Paul and Jean Harris on a 1927 trip to Veracruz, Mexico. Death of a legend In December 1945, the Harrises traveled to Tuskegee, Alabama, for the winter months, a trip they had made many times. He was not feeling well when they departed from Chicago by train. Shortly after they arrived, Harris received word that Sylvester Schiele, one of Rotary s four founding members, had died. In early 1946, Harris contracted influenza. Chesley R. Perry, a member of the Rotary Club of Chicago and Rotary s general secretary from 1910 to 1942, traveled to Tuskegee and reported that Harris was receiving good medical advice but remained weak: He has had some lung trouble over many years. He was not getting the proper amount of sleep, nor proper nourishment.
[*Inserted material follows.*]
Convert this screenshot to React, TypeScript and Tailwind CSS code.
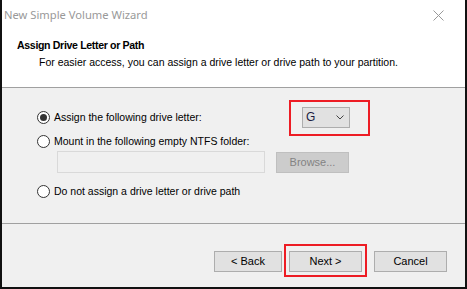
import React from "react";

function Radio({ checked }: { checked?: boolean }) {
  return (
    <span className="flex h-[13px] w-[13px] shrink-0 items-center justify-center rounded-full border border-[#333333] bg-white">
      {checked && <span className="h-[7px] w-[7px] rounded-full bg-[#333333]" />}
    </span>
  );
}

function Button({ label, disabled, className = "" }: { label: string; disabled?: boolean; className?: string }) {
  return (
    <div
      className={
        "flex h-[21px] items-center justify-center border text-[11px] " +
        (disabled ? "border-[#bfbfbf] bg-[#cccccc] text-[#838383] " : "border-[#adadad] bg-[#e1e1e1] text-black ") +
        className
      }
    >
      {label}
    </div>
  );
}

export default function App() {
  return (
    <div
      className="flex h-[289px] w-[467px] flex-col border-x-2 border-b-2 border-[#111111] bg-[#f0f0f0] text-black"
      style={{ fontFamily: '"Liberation Sans", Arial, sans-serif' }}
    >
      <div className="bg-white">
        <div className="flex h-[30px] items-center justify-between pl-[2px] pr-[21px]">
          <span className="text-[11.2px] text-[#999999]" style={{ fontFamily: '"Noto Sans", sans-serif' }}>
            New Simple Volume Wizard
          </span>
          <svg width="11" height="11" viewBox="0 0 11 11" aria-hidden="true">
            <path d="M0.5 0.5 L10.5 10.5 M10.5 0.5 L0.5 10.5" stroke="#999999" strokeWidth="1" fill="none" />
          </svg>
        </div>
        <div className="h-[58px] border-b border-[#a0a0a0] pl-[15px] pt-[9px] text-[10.5px] leading-[13px]">
          <div className="text-[10.6px] font-bold tracking-[-0.35px]">Assign Drive Letter or Path</div>
          <div className="mt-[4px] pl-[22px]">For easier access, you can assign a drive letter or drive path to your partition.</div>
        </div>
      </div>

      <div className="h-[136px] border-b border-[#a0a0a0] pl-[35px] pt-[19px] text-[10.5px] leading-[13px]">
        <div className="flex h-[21px] items-center">
          <div className="flex w-[265px] items-center gap-[4px]">
            <Radio checked />
            <span>Assign the following drive letter:</span>
          </div>
          <div className="relative flex h-[21px] w-[48px] items-center justify-between border border-[#adadad] bg-[#e1e1e1] pl-[3px] pr-[5px]">
            <span className="text-[12px] text-[#1a1a40]">G</span>
            <svg width="8" height="5" viewBox="0 0 8 5" aria-hidden="true">
              <path d="M0.5 0.5 L4 4 L7.5 0.5" stroke="#444444" strokeWidth="1" fill="none" />
            </svg>
            <div className="absolute left-[-14px] top-[-8px] h-[36px] w-[81px] border-2 border-[#ed1c24]" />
          </div>
        </div>
        <div className="mt-[5px] flex h-[16px] items-center gap-[4px]">
          <Radio />
          <span>Mount in the following empty NTFS folder:</span>
        </div>
        <div className="ml-[20px] mt-[2px] flex h-[22px] items-center gap-[11px]">
          <div className="h-[22px] w-[208px] border border-[#d9d9d9] bg-[#f0f0f0]" />
          <Button label="Browse..." disabled className="w-[73px]" />
        </div>
        <div className="mt-[10px] flex h-[16px] items-center gap-[4px]">
          <Radio />
          <span>Do not assign a drive letter or drive path</span>
        </div>
      </div>

      <div className="flex flex-1 items-start pl-[212px] pt-[27px]">
        <Button label="< Back" className="w-[68px]" />
        <div className="relative ml-[7px]">
          <Button label="Next >" className="w-[73px]" />
          <div className="absolute left-[-5px] top-[-7px] h-[33px] w-[83px] border-2 border-[#ed1c24]" />
        </div>
        <Button label="Cancel" className="ml-[12px] w-[73px]" />
      </div>
    </div>
  );
}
The Harrises did not return to Chicago until 28 March 1946 and did not make the trip to Tuskegee the next year. Harris died 27 January 1947 in Chicago at age 78 after his prolonged illness. Funeral services were held at Morgan Park Congregational Church on Chicago s South Side. Three Rotary leaders spoke: Perry, Past RI President T.A. Warren, and then RI President Richard Hedke. Past presidents of the Rotary Club of Chicago served as pallbearers. Harris had made it known that he preferred contributions to The Rotary Foundation upon his death in lieu of flowers. Days before he died, Rotary leaders had re-committed the organization to satisfying a 1938 resolution to raise $2 million. (At that time, the Foundation had about $650,000 in its accounts.) Upon news of his death, the Paul Harris Memorial Fund was created

as a way to solicit these funds. Rotarians were encouraged to commemorate the late founder of Rotary by contributing to the fund, which would be used for purposes dear to Harris's heart. The Paul Harris Memorial Fund was earmarked to help establish Rotary Foundation Fellowships for advanced study, thereby fulfilling one of the four new Foundation objectives approved by the RI Board of Directors and The Rotary Foundation Board of Trustees in January 1946. At its May/June 1947 meeting, the Board of Directors allocated $60,000 of the $228,000 raised to support the program. (Although initially restricted to 10 fellowships, the program ended up supporting 18 fellows in its first year). During the first year, the program was known as the Paul Harris Foundation Fellowships for advanced study. Paul Harris s headstone at Mount Hope Cemetery on the South Side of Chicago. Silvester Schiele, the first president of the Rotary Club of Chicago, is buried a few feet away. Jean Harris is buried in Scotland. Timeline 1. 1868 Paul P. Harris is born in Racine, Wisconsin, USA, on 19 April. 2. 1871 Harris, age three, and brother Cecil, age five, move to Wallingford, Vermont, in July. 3. 1881 Jean Thomson is born in Edinburgh, Scotland, on 8 November. 4. 1886 The faculty of the University of Vermont votes on 11 December that Harris and three others be indefinitely suspended from college upon recommendation of the Committee on Discipline. 5. 1888 Harris's grandfather dies in Vermont on 17 March. 6. 1891 Harris graduates from the University of Iowa with a Bachelor of Laws on 1 June. 7. 1896 Harris moves to Chicago and begins practicing law in February. 8. 1910 Harris meets Jean in March, and they wed on Saturday, 2 July. Harris is elected the first president of the National Association of Rotary Clubs in August, a position he holds until the international convention in August 1912. 9. 1912 The Harrises purchase a home and name it Comely Bank. 10. 1919 The University of Vermont awards Harris an honorary Bachelor of Arts (accompanied by an apology for his expulsion in 1886). It awarded him an honorary Doctor of Laws on 19 June 1933.

11. 1930 Harris attends the RI Convention in Chicago, his first since 1915. He also attended international conventions in 1933, 1934, 1935, 1937, 1938, 1939, 1941, 1942, 1943, and 1944. 12. 1947 On 27 January, Harris dies in Chicago at age 78. 13. 1963 On 9 November, Jean Thomson Harris dies in Edinburgh, Scotland, at age 82.